▽

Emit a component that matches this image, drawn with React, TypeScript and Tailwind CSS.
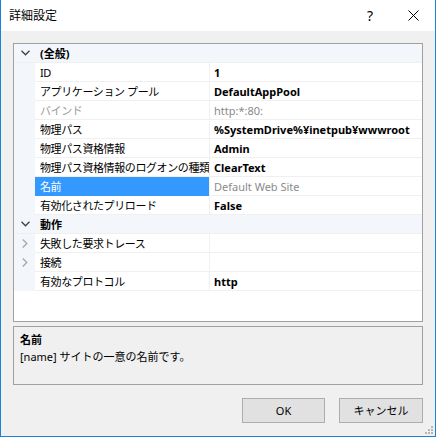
import React from "react";

type Row = {
  kind: "cat" | "prop";
  name: string;
  value?: string;
  expander?: "down" | "right";
  nameGray?: boolean;
  valueStyle?: "bold" | "gray" | "normal";
  selected?: boolean;
};

const rows: Row[] = [
  { kind: "cat", name: "(全般)", expander: "down" },
  { kind: "prop", name: "ID", value: "1", valueStyle: "bold" },
  { kind: "prop", name: "アプリケーション プール", value: "DefaultAppPool", valueStyle: "bold" },
  { kind: "prop", name: "バインド", value: "http:*:80:", valueStyle: "gray", nameGray: true },
  { kind: "prop", name: "物理パス", value: "%SystemDrive%¥inetpub¥wwwroot", valueStyle: "bold" },
  { kind: "prop", name: "物理パス資格情報", value: "Admin", valueStyle: "bold" },
  { kind: "prop", name: "物理パス資格情報のログオンの種類", value: "ClearText", valueStyle: "bold" },
  { kind: "prop", name: "名前", value: "Default Web Site", valueStyle: "gray", selected: true },
  { kind: "prop", name: "有効化されたプリロード", value: "False", valueStyle: "bold" },
  { kind: "cat", name: "動作", expander: "down" },
  { kind: "prop", name: "失敗した要求トレース", value: "", expander: "right" },
  { kind: "prop", name: "接続", value: "", expander: "right" },
  { kind: "prop", name: "有効なプロトコル", value: "http", valueStyle: "bold" },
];

function Chevron({ dir }: { dir: "down" | "right" }) {
  if (dir === "down") {
    return (
      <svg width="9" height="6" viewBox="0 0 9 6" className="block">
        <path d="M0.5 0.8 L4.5 4.8 L8.5 0.8" fill="none" stroke="#404040" strokeWidth="1.3" />
      </svg>
    );
  }
  return (
    <svg width="6" height="9" viewBox="0 0 6 9" className="block">
      <path d="M0.8 0.5 L4.8 4.5 L0.8 8.5" fill="none" stroke="#a6a6a6" strokeWidth="1.3" />
    </svg>
  );
}

function GridRow({ row }: { row: Row }) {
  if (row.kind === "cat") {
    return (
      <div className="flex h-[19px] bg-[#f3f6fb] border-b border-[#f0f0f0]">
        <div className="w-[21px] flex items-center justify-center pl-[1px]">
          <Chevron dir="down" />
        </div>
        <div className="pl-[5px] flex items-center font-bold text-[#000]">{row.name}</div>
      </div>
    );
  }
  return (
    <div className="flex h-[19px]">
      <div className="w-[21px] bg-[#f3f6fb] flex items-center justify-center">
        {row.expander && <Chevron dir={row.expander} />}
      </div>
      <div
        className={`w-[175px] shrink-0 flex items-center pl-[5px] tracking-[-0.4px] border-r border-[#f0f0f0] whitespace-nowrap overflow-hidden ${
          row.selected
            ? "bg-[#3399ff] text-white"
            : row.nameGray
            ? "text-[#9a9a9a] border-b border-b-[#f0f0f0]"
            : "text-black border-b border-b-[#f0f0f0]"
        }`}
      >
        {row.name}
      </div>
      <div
        className={`flex-1 min-w-0 flex items-center pl-[4px] border-b border-[#f0f0f0] whitespace-nowrap overflow-hidden ${
          row.valueStyle === "bold"
            ? "font-bold text-black"
            : row.valueStyle === "gray"
            ? "text-[#8a8a8a]"
            : "text-black"
        }`}
      >
        {row.value}
      </div>
    </div>
  );
}

export default function App() {
  return (
    <div className="w-[436px] h-[437px] bg-[#f0f0f0] border-x border-b border-[#1883d7] flex flex-col font-['Noto_Sans','Noto_Sans_CJK_JP',sans-serif] text-[11px] leading-none text-black">
      {/* title bar */}
      <div className="h-[31px] bg-white flex items-center pl-[8px] shrink-0">
        <span className="text-[12px]">詳細設定</span>
        <span className="ml-auto mr-[35px] text-[14px]">?</span>
        <svg width="11" height="11" viewBox="0 0 11 11" className="mr-[16px]">
          <path d="M0.5 0.5 L10.5 10.5 M10.5 0.5 L0.5 10.5" stroke="#000" strokeWidth="1" />
        </svg>
      </div>

      {/* property grid */}
      <div className="mt-[12px] mx-[12px] h-[279px] border border-[#a0a0a0] bg-white flex flex-col">
        {rows.map((r, i) => (
          <GridRow key={i} row={r} />
        ))}
      </div>

      {/* description */}
      <div className="mt-[4px] mx-[12px] h-[59px] border border-[#a0a0a0] px-[6px] pt-[7px]">
        <div className="font-bold">名前</div>
        <div className="mt-[6px]">[name] サイトの一意の名前です。</div>
      </div>

      {/* buttons */}
      <div className="mt-[13px] mr-[12px] flex justify-end gap-[14px]">
        <button className="w-[83px] h-[25px] bg-[#e1e1e1] border border-[#adadad]">OK</button>
        <button className="w-[84px] h-[25px] bg-[#e1e1e1] border border-[#adadad]">キャンセル</button>
      </div>

      {/* resize grip */}
      <div className="mt-auto self-end mr-[2px] mb-[2px]">
        <svg width="8" height="8" viewBox="0 0 8 8" className="block">
          <rect x="6" y="0" width="2" height="2" fill="#b8b8b8" />
          <rect x="3" y="3" width="2" height="2" fill="#b8b8b8" />
          <rect x="6" y="3" width="2" height="2" fill="#b8b8b8" />
          <rect x="0" y="6" width="2" height="2" fill="#b8b8b8" />
          <rect x="3" y="6" width="2" height="2" fill="#b8b8b8" />
          <rect x="6" y="6" width="2" height="2" fill="#b8b8b8" />
        </svg>
      </div>
    </div>
  );
}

△

__INSTRUCTIONS TO FOLLOW__.
From start to finish, output the listing exactly, but omit its pictures.

__ANSWER TO THE EXERCISE__.
Emit a component that matches this image, drawn with React, TypeScript and Tailwind CSS.
import React from "react";

type Row = {
  kind: "cat" | "prop";
  name: string;
  value?: string;
  expander?: "down" | "right";
  nameGray?: boolean;
  valueStyle?: "bold" | "gray" | "normal";
  selected?: boolean;
};

const rows: Row[] = [
  { kind: "cat", name: "(全般)", expander: "down" },
  { kind: "prop", name: "ID", value: "1", valueStyle: "bold" },
  { kind: "prop", name: "アプリケーション プール", value: "DefaultAppPool", valueStyle: "bold" },
  { kind: "prop", name: "バインド", value: "http:*:80:", valueStyle: "gray", nameGray: true },
  { kind: "prop", name: "物理パス", value: "%SystemDrive%¥inetpub¥wwwroot", valueStyle: "bold" },
  { kind: "prop", name: "物理パス資格情報", value: "Admin", valueStyle: "bold" },
  { kind: "prop", name: "物理パス資格情報のログオンの種類", value: "ClearText", valueStyle: "bold" },
  { kind: "prop", name: "名前", value: "Default Web Site", valueStyle: "gray", selected: true },
  { kind: "prop", name: "有効化されたプリロード", value: "False", valueStyle: "bold" },
  { kind: "cat", name: "動作", expander: "down" },
  { kind: "prop", name: "失敗した要求トレース", value: "", expander: "right" },
  { kind: "prop", name: "接続", value: "", expander: "right" },
  { kind: "prop", name: "有効なプロトコル", value: "http", valueStyle: "bold" },
];

function Chevron({ dir }: { dir: "down" | "right" }) {
  if (dir === "down") {
    return (
      <svg width="9" height="6" viewBox="0 0 9 6" className="block">
        <path d="M0.5 0.8 L4.5 4.8 L8.5 0.8" fill="none" stroke="#404040" strokeWidth="1.3" />
      </svg>
    );
  }
  return (
    <svg width="6" height="9" viewBox="0 0 6 9" className="block">
      <path d="M0.8 0.5 L4.8 4.5 L0.8 8.5" fill="none" stroke="#a6a6a6" strokeWidth="1.3" />
    </svg>
  );
}

function GridRow({ row }: { row: Row }) {
  if (row.kind === "cat") {
    return (
      <div className="flex h-[19px] bg-[#f3f6fb] border-b border-[#f0f0f0]">
        <div className="w-[21px] flex items-center justify-center pl-[1px]">
          <Chevron dir="down" />
        </div>
        <div className="pl-[5px] flex items-center font-bold text-[#000]">{row.name}</div>
      </div>
    );
  }
  return (
    <div className="flex h-[19px]">
      <div className="w-[21px] bg-[#f3f6fb] flex items-center justify-center">
        {row.expander && <Chevron dir={row.expander} />}
      </div>
      <div
        className={`w-[175px] shrink-0 flex items-center pl-[5px] tracking-[-0.4px] border-r border-[#f0f0f0] whitespace-nowrap overflow-hidden ${
          row.selected
            ? "bg-[#3399ff] text-white"
            : row.nameGray
            ? "text-[#9a9a9a] border-b border-b-[#f0f0f0]"
            : "text-black border-b border-b-[#f0f0f0]"
        }`}
      >
        {row.name}
      </div>
      <div
        className={`flex-1 min-w-0 flex items-center pl-[4px] border-b border-[#f0f0f0] whitespace-nowrap overflow-hidden ${
          row.valueStyle === "bold"
            ? "font-bold text-black"
            : row.valueStyle === "gray"
            ? "text-[#8a8a8a]"
            : "text-black"
        }`}
      >
        {row.value}
      </div>
    </div>
  );
}

export default function App() {
  return (
    <div className="w-[436px] h-[437px] bg-[#f0f0f0] border-x border-b border-[#1883d7] flex flex-col font-['Noto_Sans','Noto_Sans_CJK_JP',sans-serif] text-[11px] leading-none text-black">
      {/* title bar */}
      <div className="h-[31px] bg-white flex items-center pl-[8px] shrink-0">
        <span className="text-[12px]">詳細設定</span>
        <span className="ml-auto mr-[35px] text-[14px]">?</span>
        <svg width="11" height="11" viewBox="0 0 11 11" className="mr-[16px]">
          <path d="M0.5 0.5 L10.5 10.5 M10.5 0.5 L0.5 10.5" stroke="#000" strokeWidth="1" />
        </svg>
      </div>

      {/* property grid */}
      <div className="mt-[12px] mx-[12px] h-[279px] border border-[#a0a0a0] bg-white flex flex-col">
        {rows.map((r, i) => (
          <GridRow key={i} row={r} />
        ))}
      </div>

      {/* description */}
      <div className="mt-[4px] mx-[12px] h-[59px] border border-[#a0a0a0] px-[6px] pt-[7px]">
        <div className="font-bold">名前</div>
        <div className="mt-[6px]">[name] サイトの一意の名前です。</div>
      </div>

      {/* buttons */}
      <div className="mt-[13px] mr-[12px] flex justify-end gap-[14px]">
        <button className="w-[83px] h-[25px] bg-[#e1e1e1] border border-[#adadad]">OK</button>
        <button className="w-[84px] h-[25px] bg-[#e1e1e1] border border-[#adadad]">キャンセル</button>
      </div>

      {/* resize grip */}
      <div className="mt-auto self-end mr-[2px] mb-[2px]">
        <svg width="8" height="8" viewBox="0 0 8 8" className="block">
          <rect x="6" y="0" width="2" height="2" fill="#b8b8b8" />
          <rect x="3" y="3" width="2" height="2" fill="#b8b8b8" />
          <rect x="6" y="3" width="2" height="2" fill="#b8b8b8" />
          <rect x="0" y="6" width="2" height="2" fill="#b8b8b8" />
          <rect x="3" y="6" width="2" height="2" fill="#b8b8b8" />
          <rect x="6" y="6" width="2" height="2" fill="#b8b8b8" />
        </svg>
      </div>
    </div>
  );
}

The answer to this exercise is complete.